3. The role of global context and policy indicators
Beyond the core activity and financial categories, other factors contribute consistently to recession risks:
- International variables (e.g. OECD-wide or euro-area-wide financial aggregates and the real oil price) play a strong and increasing role in predicting recession risks (although these are combined with the corresponding domestic variables in Figure 1). Their contribution rises markedly, explaining between 40% and 50% of risks at horizons of four quarters and beyond, and tends to be even more important for more open and smaller economies. This suggests that global indicators frequently outperform domestic indicators in explaining country-specific recession probabilities.
- Interest rate developments explain about 15% of recession risks across all quarterly horizons for both models. This category includes measures like the slope of the yield curve – an established predictor, especially in the US – and changes in short-term rates to capture monetary policy actions.
- Inflation variables show increased importance from Q4 onwards, explaining around 10-15% of risks.

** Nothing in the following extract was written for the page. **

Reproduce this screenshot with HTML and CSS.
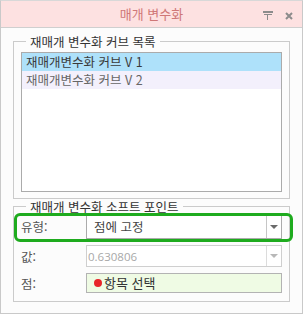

- Share price developments matter most in the second and third quarters, but with a declining importance beyond that.
Concluding remarks
This research underscores that accurate recession risk assessment across diverse OECD countries demands models that operate on multiple quarterly horizons. In particular, there is a fundamental shift in predictor relevance from immediate activity variables to longer-term financial cycle indicators.
Returning to the meteorological analogy, the key takeaway is that reliable economic guidance requires synthesising both views: the daily weather forecast of activity variables ensures you prepare for the immediate quarter, but it is the long-range climate model of financial cycle variables that truly predicts whether the economic season will be defined by persistent storms. Both are necessary, but they draw on fundamentally different sets of predictors.